World Digest: Sept. 21, 2014
AFGHANISTAN
Presidential runoff results out Sunday
Afghanistan’s election commission on Saturday said it would announce final, audited results Sunday from a two-man presidential runoff held in June. U.N. and Afghan election officials have spent weeks auditing those results after allegations of vote fraud, a common occurrence over Afghanistan’s past two presidential elections.
But despite the recount and audit, the drawn-out race does not appear to be coming down to a precise vote tally. Instead, it is high-stakes negotiations that will settle the country’s power structure. Boiled down to their simplest formula, the talks pit the northern power brokers backing former foreign minister Abdullah Abdullah against the southern and eastern Pashtun supporters of Ashraf Ghani Ahmadzai, a former finance minister and World Bank official.
As of mid-Saturday evening, a campaign aide to Ghani Ahmadzai said a meeting between the candidates had not yet begun and it wasn’t clear if one would be held. The two candidates have been negotiating a deal that would divide responsibilities between the president and the newly created office of chief executive.
— Associated Press
IRAN
Nuclear talks turn to uranium supply feed
With Iran refusing U.S. demands that it gut its uranium enrichment program, the two sides are now discussing a proposal that would leave much of Tehran’s enriching machines in place but disconnected from feeds of uranium, diplomats said Saturday.
The talks have been stalled for months over Iran’s opposition to sharply reducing the size and output of centrifuges that can enrich uranium to levels needed for reactor fuel or weapons-grade material. Time is running out before a Nov. 24 deadline to reach an agreement.
Ahead of the resumption of talks Friday, the New York Times reported that Washington was considering putting a new plan on the table that would focus on removing the supply piping, instead of cutting the number of centrifuge machines from 19,000 to no more than 1,500.
— Associated Press
Curfew ordered in Yemeni capital as Shiites take TV station:Yemen’s top security body imposed an overnight curfew in restive areas of the capital, Sanaa, on Saturday after Shiite rebels took over the state television building amid heavy clashes with Sunni militiamen. Meanwhile, the U.N. envoy to the country signaled that a deal had been reached to end the violence that has left more than 140 dead and prompted thousands to flee.

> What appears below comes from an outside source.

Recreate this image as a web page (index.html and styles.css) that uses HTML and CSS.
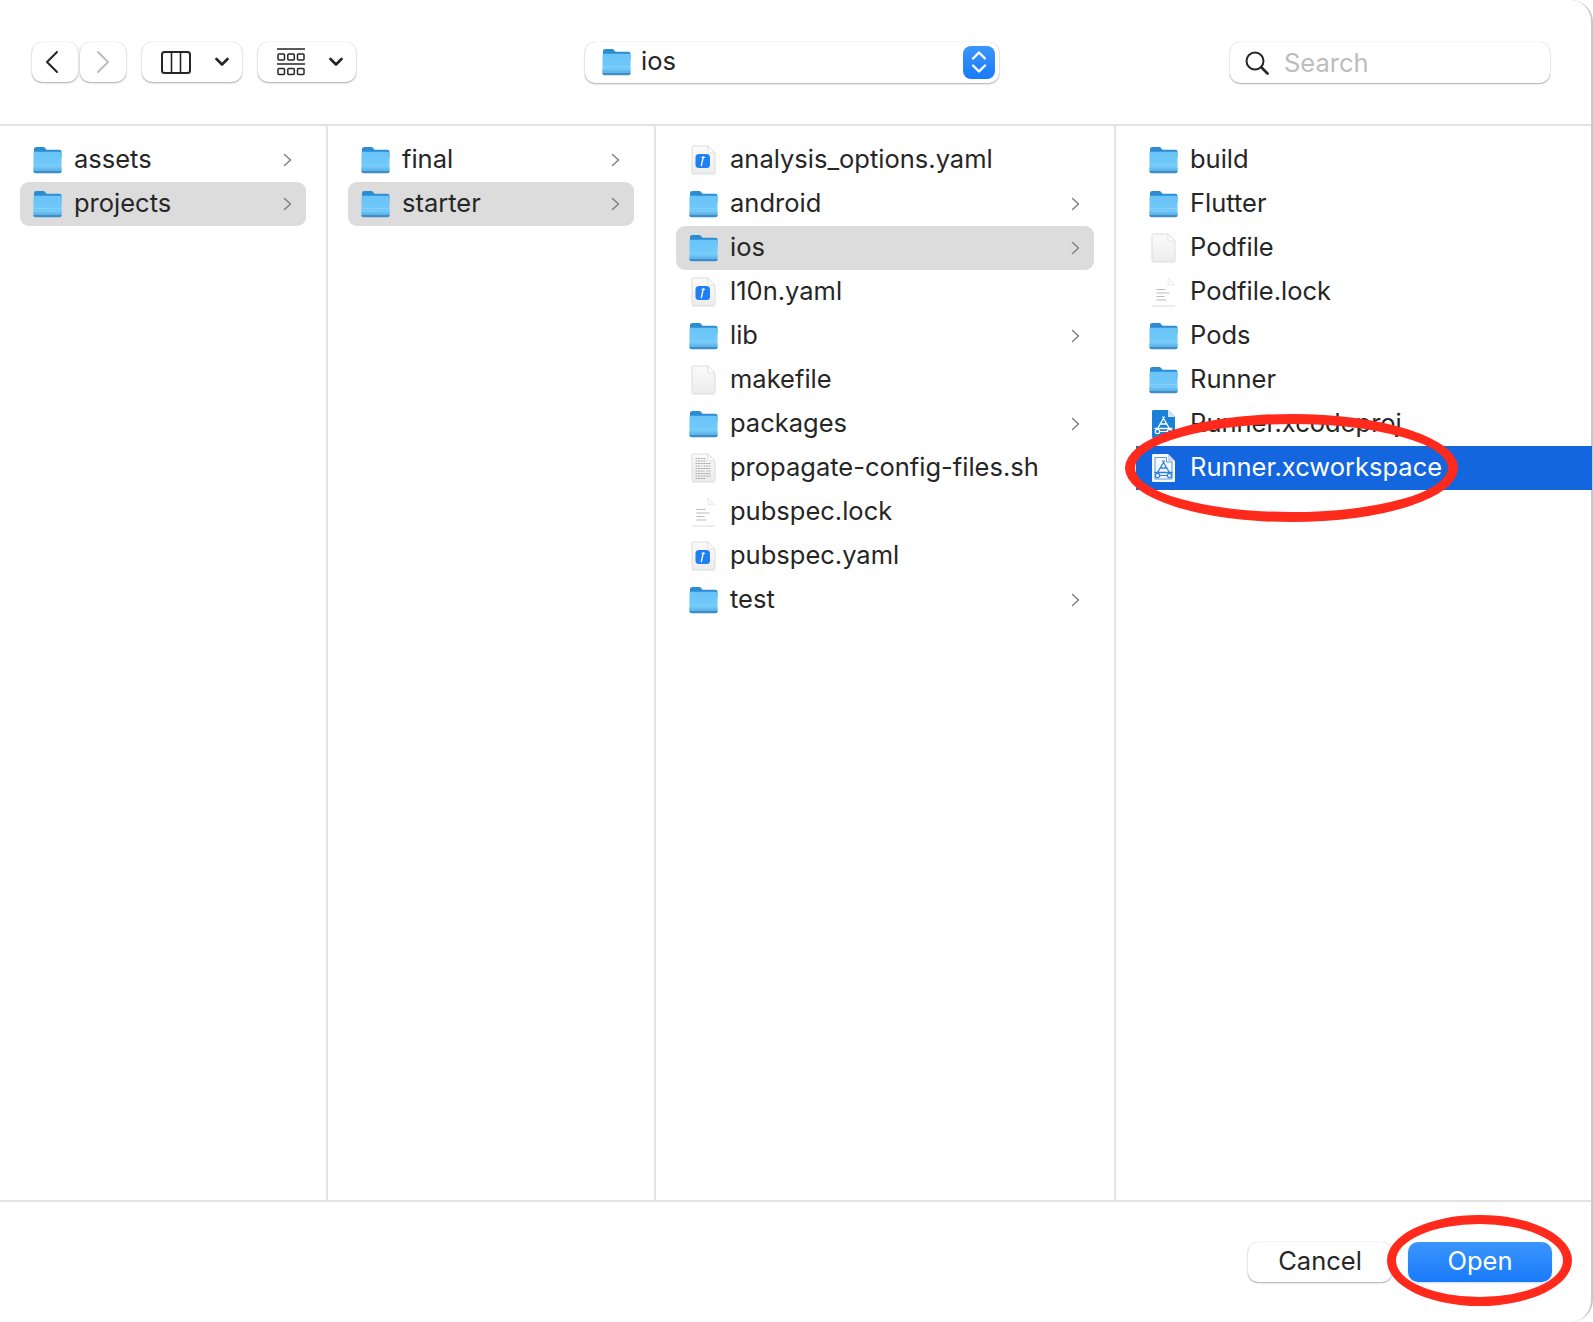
FILE: index.html
```html
<!DOCTYPE html>
<html lang="en">
<head>
<meta charset="utf-8">
<title>Open</title>
<link rel="stylesheet" href="styles.css">
</head>
<body>
<svg class="defs" aria-hidden="true">
  <defs>
    <linearGradient id="fbody" x1="0" y1="0" x2="0" y2="1"><stop offset="0" stop-color="#69c3f7"/><stop offset="1" stop-color="#75ccfc"/></linearGradient>
    <linearGradient id="page" x1="0" y1="0" x2="0" y2="1"><stop offset="0" stop-color="#fbfbfb"/><stop offset="1" stop-color="#ececec"/></linearGradient>
    <symbol id="folder" viewBox="0 0 29 28">
      <path d="M1 3.500C1 1.800 1.800 1 3.500 1h6.300c1 0 1.600.3 2.200 1l1.600 1.800h12.600c1.500 0 2.300.8 2.300 2.300V12H1z" fill="#2a8cd2"/>
      <path d="M.5 7.500c0-1 .7-1.700 1.700-1.700h24.600c1 0 1.700.7 1.700 1.700v17.300c0 1.400-.8 2.200-2.200 2.200H2.700C1.300 27 .5 26.200.5 24.800z" fill="url(#fbody)"/>
      <path d="M.5 21.500h28v3.300c0 1.400-.8 2.200-2.200 2.200H2.700C1.300 27 .5 26.200.5 24.800z" fill="#5fb6ec"/>
      <path d="M.5 25h28c0 1.300-.8 2.300-2.200 2.300H2.700C1.300 27.300.5 26.300.5 25z" fill="#3f8dc4"/>
      <path d="M.5 18.500h28M.5 22h28" stroke="#8ed6fb" stroke-width=".6"/>
    </symbol>
    <symbol id="blank" viewBox="0 0 26 30">
      <path d="M1.500 2.500c0-1 .5-1.500 1.500-1.500h14.500l7 7v19.500c0 1-.5 1.500-1.500 1.500H3c-1 0-1.500-.5-1.500-1.500z" fill="url(#page)" stroke="#d9d9d9" stroke-width=".9"/>
      <path d="M17.500 1v5.500c0 1 .5 1.500 1.500 1.500h5.500z" fill="#fff" stroke="#d2d2d2" stroke-width=".7"/>
    </symbol>
    <symbol id="yaml" viewBox="0 0 26 30">
      <use href="#blank" width="26" height="30"/>
      <rect x="5" y="9" width="14.500" height="14" rx="3.500" fill="#1f7ff5"/>
      <path d="M10.800 20.500l2-8.500" stroke="#fff" stroke-width="1.300" stroke-linecap="round"/>
      <path d="M11.500 12.300h2.800" stroke="#fff" stroke-width="1.100" stroke-linecap="round"/>
    </symbol>
    <symbol id="lines" viewBox="0 0 26 30">
      <path d="M1.500 29V1h16l7 7v21z" fill="#fff"/>
      <path d="M1.500 29h23" stroke="#dcdcdc" stroke-width="1"/>
      <path d="M17.500 1l7 7h-7z" fill="#fafafa" stroke="#e0e0e0" stroke-width=".6"/>
      <path d="M6 12.500h9M6 16h13M6 19.500h8M6 23h10" stroke="#bcbcbc" stroke-width="1.200"/>
    </symbol>
    <symbol id="shell" viewBox="0 0 26 30">
      <use href="#blank" width="26" height="30"/>
      <path d="M5 5.500h10M5 8h11M5 10.500h15M5 13h6M13 13h7M5 15.500h15M5 18h9M16 18h4M5 20.500h15M5 23h15M5 25.500h10" stroke="#a2a2a2" stroke-width=".9" stroke-dasharray="2 .6"/>
    </symbol>
    <symbol id="tool" viewBox="0 0 26 30">
      <path d="M13.800 8L6.800 20M12.200 8l7 12M9.500 15h7M4.500 19.500h17" fill="none" stroke="currentColor" stroke-width="1.300" stroke-linecap="round"/>
      <circle cx="7" cy="22.500" r="2.200" fill="none" stroke="currentColor" stroke-width="1.200"/>
      <circle cx="19" cy="22.500" r="2.200" fill="none" stroke="currentColor" stroke-width="1.200"/>
      <path d="M9.200 22.500h7.600" stroke="currentColor" stroke-width="1"/>
    </symbol>
    <symbol id="xcodeproj" viewBox="0 0 26 30">
      <path d="M1.500 2.500c0-1 .5-1.500 1.500-1.500h14.500l7 7v19.500c0 1-.5 1.500-1.500 1.500H3c-1 0-1.500-.5-1.500-1.500z" fill="#1a80d8"/>
      <path d="M17.500 1v7h7z" fill="#cfe6f8"/>
      <use href="#tool" width="26" height="30" class="tool-white"/>
    </symbol>
    <symbol id="workspace" viewBox="0 0 26 30">
      <path d="M1.500 2.500c0-1 .5-1.500 1.500-1.500h14.500l7 7v19.500c0 1-.5 1.500-1.500 1.500H3c-1 0-1.500-.5-1.500-1.500z" fill="#f5f9fe"/>
      <path d="M4.500 4.500h11.500v4.500h5.500v17H4.500z" fill="none" stroke="#4c8fe6" stroke-width=".9"/>
      <path d="M17.500 1v7h7z" fill="#c9d8ee"/>
      <use href="#tool" width="26" height="30" class="tool-blue"/>
    </symbol>
    <symbol id="chev" viewBox="0 0 9 14">
      <path d="M1.500 1.500l6 5.500-6 5.500" fill="none" stroke="#808080" stroke-width="1.500" stroke-linecap="round" stroke-linejoin="round"/>
    </symbol>
    <symbol id="drop" viewBox="0 0 14 10">
      <path d="M1.500 2l5.500 5.500L12.500 2" fill="none" stroke="#262626" stroke-width="2.600" stroke-linecap="round" stroke-linejoin="round"/>
    </symbol>
  </defs>
</svg>

<div class="window">
  <header class="toolbar">
    <div class="nav">
      <button class="btn btn-nav btn-back"><svg class="i-nav" viewBox="0 0 14 24"><path d="M12 2L2 12l10 10" fill="none" stroke="#262626" stroke-width="2" stroke-linecap="round" stroke-linejoin="round"/></svg></button>
      <button class="btn btn-nav"><svg class="i-nav" viewBox="0 0 14 24"><path d="M2 2l10 10L2 22" fill="none" stroke="#bdbdbd" stroke-width="2" stroke-linecap="round" stroke-linejoin="round"/></svg></button>
    </div>
    <button class="btn btn-view">
      <svg class="i-cols" viewBox="0 0 30 23"><rect x="1" y="1" width="28" height="21" rx="2.500" fill="none" stroke="#262626" stroke-width="2"/><path d="M10.500 1v21M19.500 1v21" stroke="#262626" stroke-width="1.600"/></svg>
      <svg class="i-drop"><use href="#drop"/></svg>
    </button>
    <button class="btn btn-group">
      <svg class="i-grid" viewBox="0 0 28 28"><path d="M0 1h28M0 16h28" stroke="#262626" stroke-width="1.500"/><g fill="none" stroke="#262626" stroke-width="1.500"><rect x="1" y="6" width="6.500" height="6" rx="1"/><rect x="10.800" y="6" width="6.500" height="6" rx="1"/><rect x="20.500" y="6" width="6.500" height="6" rx="1"/><rect x="1" y="20.500" width="6.500" height="6" rx="1"/><rect x="10.800" y="20.500" width="6.500" height="6" rx="1"/><rect x="20.500" y="20.500" width="6.500" height="6" rx="1"/></g></svg>
      <svg class="i-drop"><use href="#drop"/></svg>
    </button>
    <div class="btn pathbox">
      <svg class="ic-folder"><use href="#folder"/></svg>
      <span class="path-label">ios</span>
      <span class="stepper"><svg viewBox="0 0 16 24" class="i-step"><path d="M2 8.500l6-6 6 6M2 15.500l6 6 6-6" fill="none" stroke="#fff" stroke-width="2.400" stroke-linecap="round" stroke-linejoin="round"/></svg></span>
    </div>
    <div class="btn searchbox">
      <svg class="i-search" viewBox="0 0 24 24"><circle cx="10" cy="10" r="8.500" fill="none" stroke="#262626" stroke-width="2"/><path d="M16.500 16.500l6 6" stroke="#262626" stroke-width="2.600" stroke-linecap="round"/></svg>
      <span class="search-label">Search</span>
    </div>
  </header>

  <main class="browser">
    <section class="col">
      <div class="row"><svg class="ic"><use href="#folder"/></svg><span class="name">assets</span><svg class="chev"><use href="#chev"/></svg></div>
      <div class="row on"><svg class="ic"><use href="#folder"/></svg><span class="name">projects</span><svg class="chev"><use href="#chev"/></svg></div>
    </section>
    <section class="col">
      <div class="row"><svg class="ic"><use href="#folder"/></svg><span class="name">final</span><svg class="chev"><use href="#chev"/></svg></div>
      <div class="row on"><svg class="ic"><use href="#folder"/></svg><span class="name">starter</span><svg class="chev"><use href="#chev"/></svg></div>
    </section>
    <section class="col">
      <div class="row"><svg class="ic doc"><use href="#yaml"/></svg><span class="name">analysis_options.yaml</span></div>
      <div class="row"><svg class="ic"><use href="#folder"/></svg><span class="name">android</span><svg class="chev"><use href="#chev"/></svg></div>
      <div class="row on"><svg class="ic"><use href="#folder"/></svg><span class="name">ios</span><svg class="chev"><use href="#chev"/></svg></div>
      <div class="row"><svg class="ic doc"><use href="#yaml"/></svg><span class="name">l10n.yaml</span></div>
      <div class="row"><svg class="ic"><use href="#folder"/></svg><span class="name">lib</span><svg class="chev"><use href="#chev"/></svg></div>
      <div class="row"><svg class="ic doc"><use href="#blank"/></svg><span class="name">makefile</span></div>
      <div class="row"><svg class="ic"><use href="#folder"/></svg><span class="name">packages</span><svg class="chev"><use href="#chev"/></svg></div>
      <div class="row"><svg class="ic doc"><use href="#shell"/></svg><span class="name">propagate-config-files.sh</span></div>
      <div class="row"><svg class="ic doc"><use href="#lines"/></svg><span class="name">pubspec.lock</span></div>
      <div class="row"><svg class="ic doc"><use href="#yaml"/></svg><span class="name">pubspec.yaml</span></div>
      <div class="row"><svg class="ic"><use href="#folder"/></svg><span class="name">test</span><svg class="chev"><use href="#chev"/></svg></div>
    </section>
    <section class="col col-last">
      <div class="row"><svg class="ic"><use href="#folder"/></svg><span class="name">build</span></div>
      <div class="row"><svg class="ic"><use href="#folder"/></svg><span class="name">Flutter</span></div>
      <div class="row"><svg class="ic doc"><use href="#blank"/></svg><span class="name">Podfile</span></div>
      <div class="row"><svg class="ic doc"><use href="#lines"/></svg><span class="name">Podfile.lock</span></div>
      <div class="row"><svg class="ic"><use href="#folder"/></svg><span class="name">Pods</span></div>
      <div class="row"><svg class="ic"><use href="#folder"/></svg><span class="name">Runner</span></div>
      <div class="row"><svg class="ic doc"><use href="#xcodeproj"/></svg><span class="name">Runner.xcodeproj</span></div>
      <div class="row picked"><svg class="ic doc"><use href="#workspace"/></svg><span class="name">Runner.xcworkspace</span></div>
    </section>
  </main>

  <footer class="footer">
    <button class="btn btn-act">Cancel</button>
    <button class="btn btn-act btn-open">Open</button>
  </footer>
</div>

<div class="ring ring-file"></div>
<div class="ring ring-open"></div>
</body>
</html>
```

FILE: styles.css
```css
* { box-sizing: border-box; }

html, body {
  margin: 0;
  height: 1322px;
  background: #fff;
  overflow: hidden;
}

body {
  position: relative;
  font-family: Inter, "Liberation Sans", sans-serif;
  color: #262626;
}

.defs { position: absolute; width: 0; height: 0; }

.tool-white { color: #fff; }
.tool-blue { color: #2f7fe6; }

.window {
  width: 1593px;
  height: 1322px;
  display: flex;
  flex-direction: column;
  background: #fff;
  border-right: 2px solid #c9c9c9;
  border-top-right-radius: 22px;
  border-bottom-right-radius: 22px;
}

/* toolbar */
.toolbar {
  height: 126px;
  flex: none;
  display: flex;
  align-items: center;
  padding-left: 32px;
  border-bottom: 2px solid #e3e3e3;
}

.btn {
  border: 0;
  padding: 0;
  font: inherit;
  color: inherit;
  background: #fff;
  border-radius: 10px;
  box-shadow: 0 1px 2px rgba(0, 0, 0, .32), 0 0 1px rgba(0, 0, 0, .22);
}

.nav { display: flex; gap: 2px; }

.btn-nav {
  width: 46px;
  height: 40px;
  display: flex;
  align-items: center;
  justify-content: center;
}

.btn-back { padding-right: 6px; }

.i-nav { width: 14px; height: 24px; display: block; }

.btn-view, .btn-group {
  height: 40px;
  display: flex;
  align-items: center;
  margin-left: 16px;
}

.btn-view { width: 100px; padding-left: 19px; gap: 24px; }
.btn-group { width: 98px; padding-left: 19px; gap: 24px; }

.i-cols { width: 30px; height: 23px; display: block; }
.i-grid { width: 28px; height: 28px; display: block; }
.i-drop { width: 14px; height: 10px; display: block; }

.pathbox {
  width: 414px;
  height: 41px;
  margin-left: 229px;
  display: flex;
  align-items: center;
  padding: 0 4px 0 17px;
}

.ic-folder { width: 29px; height: 28px; display: block; }

.path-label { font-size: 25.500px; margin-left: 10px; padding-bottom: 4px; flex: 1; }

.stepper {
  width: 32px;
  height: 33px;
  border-radius: 8px;
  background: linear-gradient(#3a95fc, #1a7bfa);
  display: flex;
  align-items: center;
  justify-content: center;
}

.i-step { width: 16px; height: 24px; display: block; }

.searchbox {
  width: 320px;
  height: 41px;
  margin-left: 231px;
  display: flex;
  align-items: center;
  padding-left: 15px;
  box-shadow: 0 1px 1.500px rgba(0, 0, 0, .3), 0 0 1px rgba(0, 0, 0, .25);
}

.i-search { width: 24px; height: 24px; display: block; margin-top: 2px; }

.search-label { font-size: 25.500px; color: #bdbdbd; margin-left: 15px; }

/* columns */
.browser {
  flex: 1;
  min-height: 0;
  display: grid;
  grid-template-columns: 328px 328px 460px 1fr;
}

.col {
  padding: 12px 20px 0 20px;
  border-right: 2px solid #e3e3e3;
}

.col-last { padding-right: 0; border-right: 0; }

.row {
  height: 44px;
  display: flex;
  align-items: center;
  padding: 0 14px 0 13px;
  border-radius: 9px;
  font-size: 25.500px;
}

.row.on { background: #dcdcdc; }

.row.picked {
  background: #1366dd;
  color: #fff;
  border-radius: 0;
  margin-right: -1px;
  position: relative;
}

.ic { width: 29px; height: 28px; flex: none; display: block; }
.ic.doc { height: 30px; }

.name { margin-left: 12px; padding-bottom: 4px; flex: 1; white-space: nowrap; }

.chev { width: 9px; height: 14px; flex: none; display: block; }

/* footer */
.footer {
  height: 122px;
  flex: none;
  display: flex;
  align-items: flex-start;
  justify-content: flex-end;
  gap: 16px;
  padding: 40px 39px 0 0;
  border-top: 2px solid #e3e3e3;
}

.btn-act {
  width: 144px;
  height: 40px;
  padding-bottom: 4px;
  font-size: 25.500px;
  text-align: center;
}

.btn-open {
  color: #fff;
  background: linear-gradient(#3a95fc, #1a7bfa);
  box-shadow: 0 1px 2px rgba(30, 120, 250, .25);
}

/* red annotation rings, drawn over the screenshot */
.ring {
  position: absolute;
  border: 10px solid #ff2a1c;
  border-radius: 50%;
  pointer-events: none;
}

.ring-file { left: 1125px; top: 414px; width: 333px; height: 108px; }
.ring-open { left: 1387px; top: 1215px; width: 185px; height: 91px; border-width: 9px; }
```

Dalai Lama praises China’s President Xi: The Dalai Lama praised Chinese President Xi Jinping on Saturday for being “more realistic” and principled than his predecessors, a day after Xi’s three-day visit to India ended. The Tibetan Buddhist spiritual leader, who has lived in exile for decades in India, said that since becoming president in March 2013, Xi has demonstrated “through his handling of problems, he is comparatively more realistic and with more principles” than his predecessors.
Pope creates commission to streamline annulments: Pope Francis has created a commission to study how to safeguard what the church calls the everlasting bonds of marriage while streamlining annulment procedures. The timing appears linked to a major Vatican gathering of bishops next month on family issues and appeals to allow divorced Catholics who remarry to receive Communion.
New Zealand’s ruling party wins election by wide margin: Prime Minister John Key won an emphatic victory Saturday in New Zealand’s general election to return for a third term, a result that will be seen as an endorsement of the way his National Party has handled the economy. Key’s party ended election night with 48 percent of the vote. The National Party’s closest rival, the Labor Party, won just 25 percent.
Fighting renews in South Sudan, mediators say: Mediators of the conflict in South Sudan say there is renewed fighting there between government and rebel troops. The mediators say the fighting is a purposeful act aimed at derailing the next phase of the peace process between troops loyal to former vice president Riek Machar and those supporting President Salva Kiir. There has been sporadic fighting between the government and rebels despite the signing of two peace agreements during the mediation process in Ethiopia since the violence began in mid-December.
Venezuela transfers former police chief to house arrest: Ivan Simonovis, a former Caracas police chief whose decade-long imprisonment had rallied Venezuela’s opposition, has been released from jail to serve the remainder of his sentence at home. Simonovis had been jailed since 2004 in connection with the death of pro-government protesters who had rushed to the defense of then-President Hugo Chavez during a failed coup attempt two years earlier. In 2009, he was convicted of aggravated murder and sentenced to 30 years in prison.